É um desafio. As palavras de Jesus, no momento de sua ascensão, conferem-nos uma universalidade sem fronteiras, sejam físicas, sejam ideológicas: “Ide pelo mundo inteiro e proclamai o Evangelho a toda a criatura” (Cf. Mc.16,15).
Ao longo desses 20 séculos que se passaram, as gerações cristãs tiveram de enfrentar toda a sorte de obstáculos e legaram-nos a luz da fé. Não a podemos abandonar, não podemos deixá-la se perder. “Vós sois a luz do mundo... Assim deve brilhar vossa luz diante dos outros para que vendo as vossas boas obras glorifiquem o Pai que está nos céus”(Cf. Mt.5,14-17).
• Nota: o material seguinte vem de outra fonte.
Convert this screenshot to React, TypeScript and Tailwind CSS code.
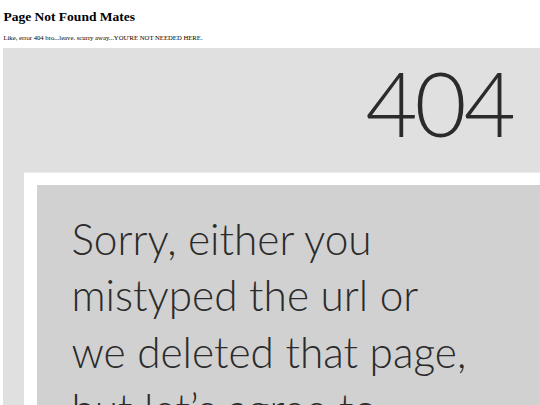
import React from 'react';

export default function App() {
    return (
        <div className="min-h-screen w-full overflow-hidden bg-white px-[3.4px] pt-px font-['Liberation_Serif',serif] text-black">
            <h1 className="mt-[8px] mb-[9px] text-[13.5px] font-bold leading-[1.15]">Page Not Found Mates</h1>
            <p className="mb-[6.7px] text-[6.7px] leading-[1.15]">Like, error 404 bro...leave. scurry away...YOU'RE NOT NEEDED HERE.</p>

            {/* 404 picture */}
            <div className="w-[640px] bg-[#e0e0e0] pt-[9px] font-['Lato',sans-serif] text-[#2b2b2b]">
                <div className="pl-[362px] text-[90px] font-light leading-[90px] tracking-[-3px]">404</div>
                <div className="mt-[25px] ml-[21px] border-t border-[#ececec] bg-white pt-[12px] pl-[13px]">
                    <div className="bg-[#d1d1d1] pt-[25.8px] pl-[34px] pb-10 text-[42.4px] font-light leading-[56.7px]">
                        <p>Sorry, either you</p>
                        <p>mistyped the url or</p>
                        <p>we deleted that page,</p>
                        <p>but let’s agree to</p>
                    </div>
                </div>
            </div>
        </div>
    );
}
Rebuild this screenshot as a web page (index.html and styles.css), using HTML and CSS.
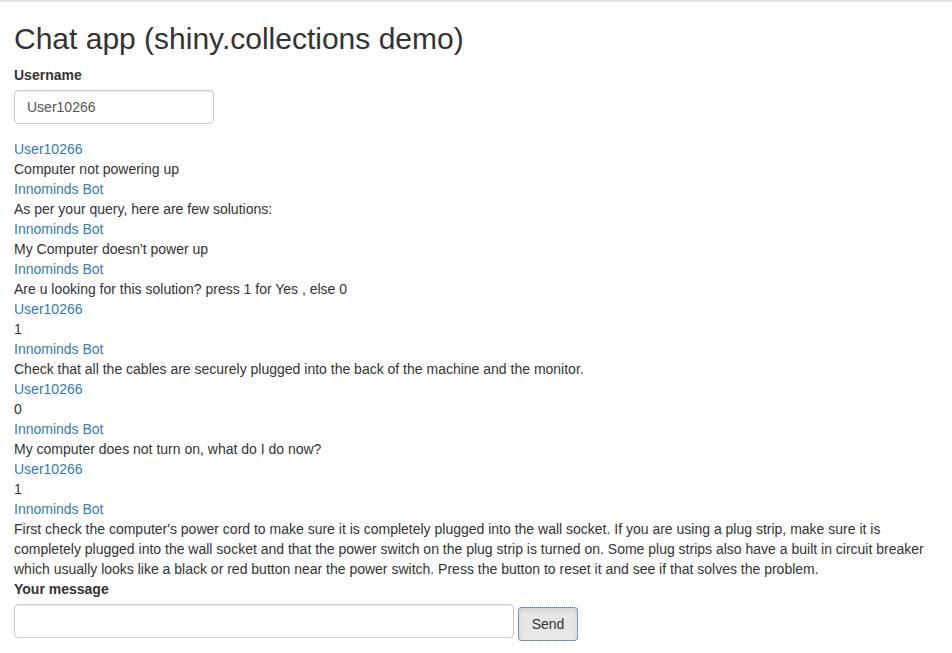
FILE: index.html
```html
<!DOCTYPE html>
<html>
<head>
<meta charset="utf-8">
<title>Chat app</title>
<link rel="stylesheet" href="styles.css">
</head>
<body>
<div class="topline"></div>
<div class="container">
  <h2 class="title">Chat app (shiny.collections demo)</h2>
  <div class="form-group">
    <label class="label" for="username">Username</label>
    <input class="text-input user-input" id="username" type="text" value="User10266">
  </div>
  <div class="chat">
    <div class="author">User10266</div>
    <div class="msg">Computer not powering up</div>
    <div class="author">Innominds Bot</div>
    <div class="msg">As per your query, here are few solutions:</div>
    <div class="author">Innominds Bot</div>
    <div class="msg">My Computer doesn't power up</div>
    <div class="author">Innominds Bot</div>
    <div class="msg">Are u looking for this solution? press 1 for Yes , else 0</div>
    <div class="author">User10266</div>
    <div class="msg">1</div>
    <div class="author">Innominds Bot</div>
    <div class="msg">Check that all the cables are securely plugged into the back of the machine and the monitor.</div>
    <div class="author">User10266</div>
    <div class="msg">0</div>
    <div class="author">Innominds Bot</div>
    <div class="msg">My computer does not turn on, what do I do now?</div>
    <div class="author">User10266</div>
    <div class="msg">1</div>
    <div class="author">Innominds Bot</div>
    <div class="msg">First check the computer's power cord to make sure it is completely plugged into the wall socket. If you are using a plug strip, make sure it is completely plugged into the wall socket and that the power switch on the plug strip is turned on. Some plug strips also have a built in circuit breaker which usually looks like a black or red button near the power switch. Press the button to reset it and see if that solves the problem.</div>
  </div>
  <div class="form-group">
    <label class="label" for="message">Your message</label>
    <div class="send-row">
      <input class="text-input msg-input" id="message" type="text">
      <button class="btn" type="button">Send</button>
    </div>
  </div>
</div>
</body>
</html>
```
FILE: styles.css
```css
html, body {
  margin: 0;
  padding: 0;
  background: #fff;
}
body {
  font-family: "Liberation Sans", Arial, sans-serif;
  font-size: 14px;
  line-height: 20px;
  color: #333;
}
.topline {
  height: 2px;
  background: #dfe3e8;
}
.container {
  padding: 0 14px;
}
.title {
  font-size: 30px;
  font-weight: 400;
  line-height: 33px;
  margin: 20px 0 10px;
  color: #333;
}
.form-group {
  margin-bottom: 15px;
}
.label {
  display: block;
  font-weight: 700;
  margin-bottom: 5px;
}
.text-input {
  display: block;
  box-sizing: border-box;
  height: 34px;
  padding: 6px 12px;
  font-family: inherit;
  font-size: 14px;
  line-height: 20px;
  color: #555;
  background: #fff;
  border: 1px solid #ccc;
  border-radius: 4px;
  box-shadow: inset 0 1px 1px rgba(0,0,0,.075);
}
.user-input {
  width: 200px;
}
.send-row {
  display: flex;
  align-items: flex-start;
  gap: 4px;
}
.msg-input {
  width: 500px;
}
.btn {
  margin-top: 3px;
  box-sizing: border-box;
  height: 34px;
  width: 60px;
  padding: 6px 12px;
  font-family: inherit;
  font-size: 14px;
  line-height: 20px;
  color: #333;
  background: #e6e6e6;
  border: 1px solid #adadad;
  border-radius: 4px;
  outline: 1px dotted #3a7bd5;
  outline-offset: -1px;
  box-shadow: inset 0 3px 5px rgba(0,0,0,.08);
}
.author {
  color: #337ab7;
}
.msg {
  color: #333;
}
```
Evangelizar é levar a Boa Nova a todos, transformando-os a partir de dentro. É o anuncio do Reino de Deus, reino paradoxal de felicidade diferente do que quer o mundo; dos seus mistérios escondidos nas bem-aventuranças, no mandamento do amor, da fidelidade que se exige daqueles que esperam seu advento.
Evangelizar não é impor. É a pregação alegre da salvação realizada em Cristo e que tem de nascer de dentro de nós como terra boa na qual a semente dá cem por um. O conteúdo deste anúncio é o amor de Deus. Esse Deus desconhecido que nos permite chamá-lo de Pai. É anunciar a esperança da libertação que se inicia agora e se consumará na plenitude da eternidade, porque na comunhão do amor, na interpelação recíproca e constante entre o Evangelho e a vivência concreta, sob a ação do Espírito Santo.
Discípulos e missionários é a mensagem da Igreja latino-americana. No seu documento final, chama a atenção dos leigos e da sua força na renovação do mundo, pelo seu testemunho e pela sua atuação no seu campo de trabalho. Sempre nos questionamos, onde está a voz a Igreja, referindo-nos à hierarquia, diante dos descalabros atuais. A voz da Igreja se faz, sobretudo, pela atuação dos discípulos e missionários vocacionados pelo batismo.
A tarefa missionária dos leigos não é primordialmente a instituição e desenvolvimento da comunidade eclesial, os ministérios, importante sem dúvida, mas, concluindo com Paulo VI: “pôr em prática todas as possibilidades cristãs e evangélicas escondidas, mas já presentes e operantes nas coisas do mundo.” O seu campo é o mundo da política, dos negócios, do trabalho, da cultura, da ciência e das artes. Aí deve brilhar sua luz pelo seu testemunho, pela sua presença que iluminará o mundo com a Verdade e com o Amor.